[Written exercise]: Extract all lines in the data that contain the word "React".

[Supplied records]:
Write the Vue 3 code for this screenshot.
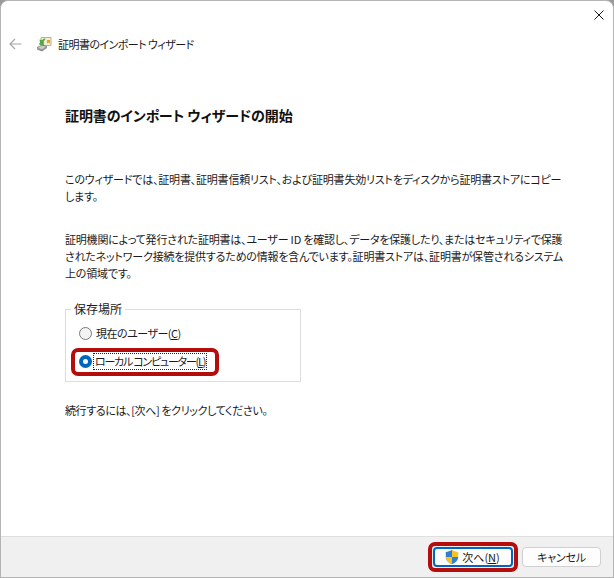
<script setup>
const paragraphs = [
  ['このウィザードでは、証明書、証明書信頼リスト、および証明書失効リストをディスクから証明書ストアにコピー', 'します。'],
  ['証明機関によって発行された証明書は、ユーザー ID を確認し、データを保護したり、またはセキュリティで保護', 'されたネットワーク接続を提供するための情報を含んでいます。証明書ストアは、証明書が保管されるシステム', '上の領域です。'],
]
</script>

<template>
  <div class="window">
    <div class="titlebar">
      <svg class="close" width="10" height="10" viewBox="0 0 10 10"><path d="M.5.5l9 9M9.500.5l-9 9" stroke="#1a1a1a" stroke-width="1" fill="none"/></svg>
    </div>
    <div class="nav">
      <svg class="back" width="13" height="12" viewBox="0 0 13 12"><path d="M12.500 6H1M6 1L1 6l5 5" stroke="#a6a6a6" stroke-width="1.200" fill="none"/></svg>
      <svg class="wiz" width="16" height="16" viewBox="0 0 16 16">
        <path d="M5 1.500h10v8H5z" fill="#f5ecd2" stroke="#b9b29a" stroke-width="1"/>
        <path d="M11 4h3v3.500l-1.500-1-1.500 1z" fill="#e8a21c"/>
        <path d="M1 11.500l5-2.500 5 1.500-5 3.500z" fill="#c9ccc9" stroke="#7d807d" stroke-width=".8"/>
        <path d="M1 12v1.500l5 2 5-3.500v-1.500l-5 3.500z" fill="#8e918e"/>
        <path d="M8.500 2.500L6 4.500 3.800 3.800 4.500 7 3 8l4.500 1.500L7.500 5.500 6.200 6.300 9 3.500z" fill="#4cae3c" stroke="#2f8a2b" stroke-width=".4"/>
      </svg>
      <span class="nav-title">証明書のインポート ウィザード</span>
    </div>

    <main class="content">
      <h1 class="heading">証明書のインポート ウィザードの開始</h1>
      <p v-for="(lines, i) in paragraphs" :key="i" class="para">
        <span v-for="line in lines" :key="line" class="line">{{ line }}</span>
      </p>

      <fieldset class="group">
        <legend>保存場所</legend>
        <label class="radio-row first">
          <span class="radio"></span>
          <span class="label-current">現在のユーザー(<u>C</u>)</span>
        </label>
        <label class="radio-row highlighted">
          <span class="radio checked"></span>
          <span class="focus">ローカル コンピューター(<u>L</u>)</span>
        </label>
      </fieldset>

      <p class="continue">続行するには、[次へ] をクリックしてください。</p>
    </main>

    <footer class="footer">
      <div class="next-ring">
        <button class="btn primary" type="button">
          <svg width="16" height="16" viewBox="0 0 16 16">
            <path d="M8 .8C6 2.300 4 2.800 1.800 2.900V8c0 3.200 2.500 5.700 6.200 7.200z" fill="#2f7fd6"/>
            <path d="M8 .8c2 1.500 4 2 6.200 2.100V8H8z" fill="#f6c324"/>
            <path d="M1.800 8H8v7.200C4.300 13.700 1.800 11.200 1.800 8z" fill="#f6c324"/>
            <path d="M8 8h6.200c0 3.200-2.500 5.700-6.200 7.200z" fill="#2f7fd6"/>
          </svg>
          <span>次へ(<u>N</u>)</span>
        </button>
      </div>
      <button class="btn cancel" type="button">キャンセル</button>
    </footer>
  </div>
</template>

<style>
html, body { margin: 0; background: #9a9a9a; }
</style>

<style scoped>
.window {
  box-sizing: border-box;
  width: 614px;
  height: 578px;
  display: flex;
  flex-direction: column;
  background: #fff;
  border: 1px solid #b4b4b4;
  border-radius: 8px 8px 0 0;
  overflow: hidden;
  color: #1a1a1a;
  font-family: "Noto Sans CJK JP", "Noto Sans", sans-serif;
  font-size: 11px;
  font-feature-settings: "palt";
}
.titlebar {
  height: 28px;
  display: flex;
  justify-content: flex-end;
  align-items: flex-start;
  padding: 9px 9px 0 0;
  box-sizing: border-box;
}
.close { display: block; }
.nav {
  height: 30px;
  display: flex;
  align-items: center;
  padding-left: 8px;
}
.back { margin-right: 14px; }
.wiz { margin-right: 6px; }
.nav-title { letter-spacing: -.55px; }
.content {
  flex: 1;
  padding: 0 0 0 64px;
}
.heading {
  margin: 41px 0 0;
  font-size: 14px;
  line-height: 30px;
  font-weight: 700;
  letter-spacing: -.1px;
  color: #111;
}
.para {
  margin: 41px 0 0;
  line-height: 17px;
  letter-spacing: -.2px;
}
.para + .para { margin-top: 26px; }
.line { display: block; white-space: nowrap; }
.group {
  box-sizing: border-box;
  width: 236px;
  height: 82px;
  margin: 18px 0 0;
  padding: 0;
  border: 1px solid #dcdcdc;
  min-width: 0;
}
.group legend {
  margin-left: 5px;
  padding: 0 3px;
  line-height: 18px;
  font-size: 12px;
}
.radio-row {
  display: flex;
  align-items: center;
  gap: 4px;
  margin-left: 13px;
  height: 18px;
  white-space: nowrap;
}
.radio-row.first { margin-top: 6px; }
.label-current { letter-spacing: -.5px; }
.highlighted {
  position: relative;
  margin-top: 10px;
}
.highlighted::before {
  content: "";
  position: absolute;
  left: -8px;
  top: -4px;
  width: 148px;
  height: 28px;
  box-sizing: border-box;
  border: 4px solid #b50c0c;
  border-radius: 7px;
}
.radio {
  box-sizing: border-box;
  width: 13px;
  height: 13px;
  border-radius: 50%;
  border: 1px solid #7a7a7a;
  background: #f3f3f3;
  flex: none;
}
.radio.checked {
  border: 4px solid #0067c0;
  background: #fff;
}
.focus {
  outline: 1px dotted #222;
  outline-offset: 0;
  padding: 0 1px;
  margin-left: -2px;
  line-height: 15px;
  letter-spacing: -1.250px;
  position: relative;
}
.continue {
  margin: 20px 0 0;
  line-height: 17px;
  letter-spacing: -.38px;
}
.footer {
  height: 41px;
  box-sizing: border-box;
  background: #f0f0f0;
  border-top: 1px solid #dfdfdf;
  display: flex;
  align-items: center;
  justify-content: flex-end;
  padding-right: 12px;
  gap: 4px;
}
.next-ring {
  box-sizing: border-box;
  height: 30px;
  width: 90px;
  border: 4px solid #b50c0c;
  border-radius: 7px;
  padding: 1px;
  display: flex;
}
.btn {
  box-sizing: border-box;
  font: inherit;
  font-feature-settings: "palt";
  color: #1a1a1a;
  background: #fdfdfd;
  border: 1px solid #d0d0d0;
  border-radius: 4px;
  padding: 0;
  display: flex;
  align-items: center;
  justify-content: center;
}
.primary {
  width: 100%;
  height: 100%;
  gap: 2px;
  border: 2px solid #0067c0;
  padding-right: 2px;
}
.cancel {
  width: 79px;
  height: 20px;
  letter-spacing: -.2px;
}
</style>
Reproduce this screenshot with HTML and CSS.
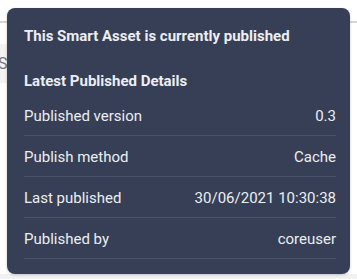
FILE: index.html
```html
<!DOCTYPE html>
<html lang="en">
<head>
    <title>Publish details</title>
    <link rel="stylesheet" href="styles.css">
</head>
<body>
    <div class="page">
        <div class="topbar"></div>
        <div class="side-box">S</div>
        <div class="footer-strip"></div>
    </div>

    <div class="tooltip">
        <h1 class="title">This Smart Asset is currently published</h1>
        <h2 class="subtitle">Latest Published Details</h2>
        <ul class="details">
            <li class="row"><span>Published version</span><span>0.3</span></li>
            <li class="row"><span>Publish method</span><span>Cache</span></li>
            <li class="row"><span>Last published</span><span>30/06/2021 10:30:38</span></li>
            <li class="row"><span>Published by</span><span>coreuser</span></li>
        </ul>
    </div>
</body>
</html>
```

FILE: styles.css
```css
body {
    margin: 0;
    width: 357px;
    height: 279px;
    overflow: hidden;
    font-family: Roboto, "Liberation Sans", sans-serif;
    background-color: #fff;
    position: relative;
}

.page {
    height: 279px;
    display: flex;
    flex-direction: column;
}

.topbar {
    height: 21px;
    border-bottom: 2px solid #d6d6d6;
}

.side-box {
    margin-top: 21px;
    height: 39px;
    width: 40px;
    background-color: #f3f3f3;
    color: #777;
    font-size: 16px;
    line-height: 39px;
    text-indent: -2px;
}

.footer-strip {
    margin-top: auto;
    height: 5px;
    background-color: #f1f1f1;
}

/* popover sits above the page */
.tooltip {
    position: absolute;
    left: 7px;
    top: 8px;
    width: 343px;
    height: 266px;
    box-sizing: border-box;
    padding: 19px 14px 0 17px;
    background-color: #363f56;
    border-radius: 8px;
    color: #eceef2;
    box-shadow: 0 1px 3px rgba(0, 0, 0, 0.2);
}

.title,
.subtitle {
    margin: 0;
    font-size: 15px;
    font-weight: 700;
    line-height: 18px;
}

.subtitle {
    margin-top: 27px;
}

.details {
    list-style-type: none;
    padding: 0;
    margin: 5px 0 0;
}

.row {
    display: flex;
    justify-content: space-between;
    align-items: center;
    height: 38px;
    padding-top: 2px;
    font-size: 15px;
    border-bottom: 1px solid #4a536a;
}
```
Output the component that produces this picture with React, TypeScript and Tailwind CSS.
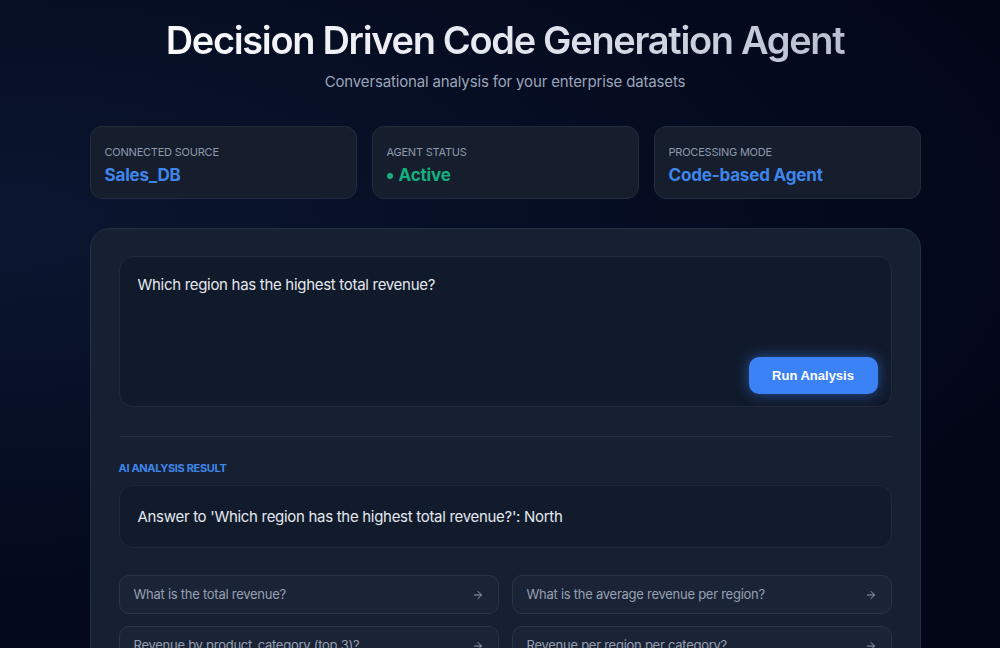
import React from "react";

const suggestions = [
  "What is the total revenue?",
  "What is the average revenue per region?",
  "Revenue by product_category (top 3)?",
  "Revenue per region per category?",
];

function Arrow() {
  return (
    <svg width="12" height="12" viewBox="0 0 24 24" fill="none" stroke="currentColor" strokeWidth="2" strokeLinecap="round" strokeLinejoin="round">
      <path d="M5 12h14" />
      <path d="M12 5l7 7-7 7" />
    </svg>
  );
}

export default function App() {
  return (
    <div
      className="w-full min-h-[648px] h-[648px] overflow-hidden bg-[radial-gradient(ellipse_at_0%_35%,#0b1630_0%,#060d22_45%,#020617_80%)] text-slate-200 pl-[10px]"
      style={{ fontFamily: "Inter, 'Noto Sans', sans-serif" }}
    >
      <div className="w-[831px] mx-auto flex flex-col">
        <h1 className="mt-[18px] text-center text-[38px] leading-[44px] font-semibold tracking-[-0.035em] bg-gradient-to-r from-white via-[#e5e7f0] to-[#aeb6c8] bg-clip-text text-transparent">
          Decision Driven Code Generation Agent
        </h1>
        <p className="mt-[10px] text-center text-[15px] leading-[20px] text-[#9aa5b8] tracking-[-0.01em]">
          Conversational analysis for your enterprise datasets
        </p>

        <div className="mt-[34px] grid grid-cols-3 gap-[15px]">
          {[
            { label: "CONNECTED SOURCE", value: "Sales_DB", cls: "text-[#3f86ec]", dot: false },
            { label: "AGENT STATUS", value: "Active", cls: "text-[#14b07f]", dot: true },
            { label: "PROCESSING MODE", value: "Code-based Agent", cls: "text-[#3f86ec]", dot: false },
          ].map((c) => (
            <div key={c.label} className="h-[73px] rounded-[12px] bg-[#161e2e] border border-[#232c3c] px-[14px] pt-[19px]">
              <div className="text-[11px] leading-[13px] text-[#8e98aa] tracking-[-0.02em]">{c.label}</div>
              <div className={`mt-[5px] flex items-center text-[17px] leading-[22px] font-bold tracking-[-0.01em] ${c.cls}`}>
                {c.dot && <span className="w-[6px] h-[6px] rounded-full bg-[#14b07f] mr-[6px] mt-[1px]" />}
                {c.value}
              </div>
            </div>
          ))}
        </div>

        <div className="mt-[29px] rounded-[20px] bg-[#172031] border border-[#243043] px-[28px] pt-[27px] pb-[30px] h-[460px]">
          <div className="h-[151px] rounded-[14px] bg-[#111a2b] border border-[#202a3b] flex flex-col pl-[18px] pr-[13px] pt-[18px] pb-[12px]">
            <div className="text-[15px] leading-[20px] text-[#e4e8ef] tracking-[-0.02em]">
              Which region has the highest total revenue?
            </div>
            <div className="mt-auto flex justify-end">
              <button
                className="w-[129px] h-[37px] rounded-[10px] bg-[#3b82f6] text-white text-[13px] font-bold shadow-[0_0_14px_rgba(59,130,246,0.55)]"
                style={{ fontFamily: "'Liberation Sans', Arial, sans-serif" }}
              >
                Run Analysis
              </button>
            </div>
          </div>

          <div className="mt-[29px] h-px bg-[#242e40]" />

          <div className="mt-[25px] text-[11px] leading-[13px] font-bold text-[#3f86ec] tracking-[-0.03em]">
            AI ANALYSIS RESULT
          </div>

          <div className="mt-[10px] h-[63px] rounded-[14px] bg-[#121b2c] border border-[#1f293a] flex items-center px-[18px]">
            <div className="text-[15px] leading-[20px] text-[#e4e8ef] tracking-[-0.02em]">
              Answer to 'Which region has the highest total revenue?': North
            </div>
          </div>

          <div className="mt-[27px] grid grid-cols-2 gap-x-[13px] gap-y-[12px]">
            {suggestions.map((s) => (
              <div key={s} className="h-[39px] rounded-[10px] bg-[#1b2436] border border-[#2a3446] flex items-center justify-between pl-[14px] pr-[14px] text-[#96a0b2]">
                <span className="text-[13px] tracking-[-0.02em]">{s}</span>
                <Arrow />
              </div>
            ))}
          </div>
        </div>
      </div>
    </div>
  );
}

[Reply to the task]:
Output the component that produces this picture with React, TypeScript and Tailwind CSS.
import React from "react";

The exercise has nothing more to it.